Another interesting thing about this whole media blitz is that last Friday, there was a huge police crackdown on drugs and clubs all over the island involving thousands of policemen where over 400 people tested positive for ecstasy. Thousands of clubs, discos and ktvs were raided. I wonder how many foreigners were arrested. There were arrests and police records in those cases, and yet they still did not receive anywhere near the press that the videotape of a few foreigners watching Taiwanese people dancing around a fire did. Here is a link to an article about the crackdown. Ecstasy crackdown

On a side note, the Power TV news broadcast was pretty funny in a way.

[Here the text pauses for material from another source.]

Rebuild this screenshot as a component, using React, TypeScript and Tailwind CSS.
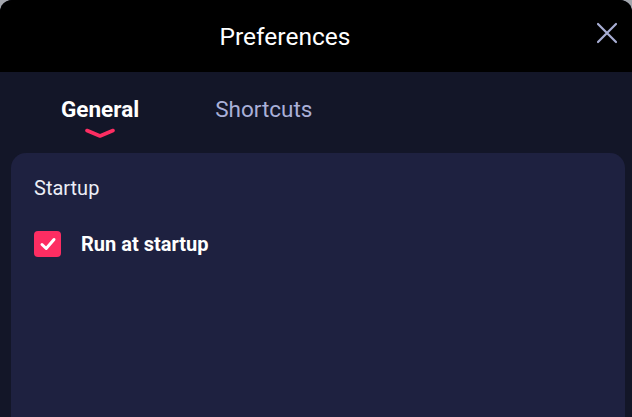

The video quality was not good and it was dark, so it looked pretty cult-like and sinister. What was funny is that at random intervals, a shadowy humanoid figure would be circled and identified as a pot smoker or E user. It reminded me of the way John Madden reviews football plays with his electronic pen.

One other thing, there was a minor event at Hwashan last weekend where a few bands played and very few people showed up. I remember seeing a few Taiwanese people there that looked completely out of place. At the time I wondered what they were doing there because the event was kind of boring. I wouldn’t be surprised if Hwashan has been scoped out over the last few weeks, and they decided to make their move as soon as they got some controversial footage. If they had filmed last week, they would have had pictures of shirtless yanks playing cricket with a baseball bat and beer cans. I don’t think that would have had quite the same impact. Fire… Baaaaaad!!

quote:
Originally posted by chainsmoker: a shadowy humanoid figure would be circled and identified as a pot smoker or E user

Juba,
I don’t know why your girlfriend is circled individually. The psychic drug busters at Power TV news would easily be able to tell from the physical contact and dazed expressions on her cohorts faces that she is a part of an ecstasy menage a trois or “yaotou wan 3p”. Sorry to be the one to break the news to you.

Ah, well, just having seen a CTS news broadcast with some bloke having a go (someone is always having a go about something on Taiwanese news broadcasts, note the screaming and the finger pointing) about the “boom boom boom” noise going on and “why couldn’t they do it in a disco instead”, I think I understand it was all to do with noise pollution…HA!!!
You wonder why they don’t have a go about their neighbours meniacally drilling holes in the cement. But then again, some noise you can tolerate…as long as foreigners aren’t in the picture.
It brings to mind the many flat parties that are broken up by the police year after year.

Down with rythmic jubilant noise!

But nobody lives round there - it’s in the middle of nowhere - so the noise complaints are bullshit.

I remember last summer they put on some terrible bunch of tattooed Yanks – were they called Industrial Waste or something? – and it was plenty loud enough to cause complaints, but I got the feeling it was just kind of sour grapes – kind of like “those guys are having fun and I’m not. We’ll see about this.”

But that was a full-blown, um, noisefest … anyway, my point is it was far more than a bunch of drugged up foreigners banging on some bongos – oops, of course, there weren’t any drugs involved, were there?

Its a great fucking pity, but you all know where this is going, don’t you? Mr. parking lot guy and his office block are going to be far less trouble to deal with than, (gasp!) artsy-fartsy types with (retch) some semi-original ideas.

“Quick, start up the concrete mixers! Let’s have some ORDER in this city!”

politicians, newspapers and sensational TV. if it weren’t so despicable, it would be funny.

in following the lead of chainsmoker, for those who don’t know, here’s the skinny:

at tops 50 foreigners were there at any given time, less than one quarter of the total number of people there.

the drum circle and the “rave” had very little to do with each other, other than the fact it was at the same place.

the performance art took place early in the evening in a separate building altogether.

my two NT:

obviously, the councillors’ claims are ludicrous and the reports speculative at best (and that’s being very generous).

as someone who attended the event and thinks more events like this should be promoted, the implications of the reporting are pretty clear.

one, ungrounded politically-motivated racist accusations are not only tolerated but held up to be newsworthy material fit for public consumption.

two, huashan should be turned into a parking lot because community arts events breeds drug use and debauchery.

as someone who strongly believes taiwanese arts (and arts, in general) needs fostering, i find all this very disturbing.

lost in all the sensationalist reporting is the fact that there were actually art events that happened that night. huashan is a minimally funded venue for community-based events for the promotion of arts and culture. i personally regard it as one of the few, if not the only, grass-roots-type venue for the arts in taipei. it is really disgusting that certain politicians would use it as their battleground for their own agendas.

taiwan’s war on drugs has turned yet an even dirtier shade of ugly.

as someone who considers himself taiwanese, i am really embarrassed and enraged by this whole fiasco.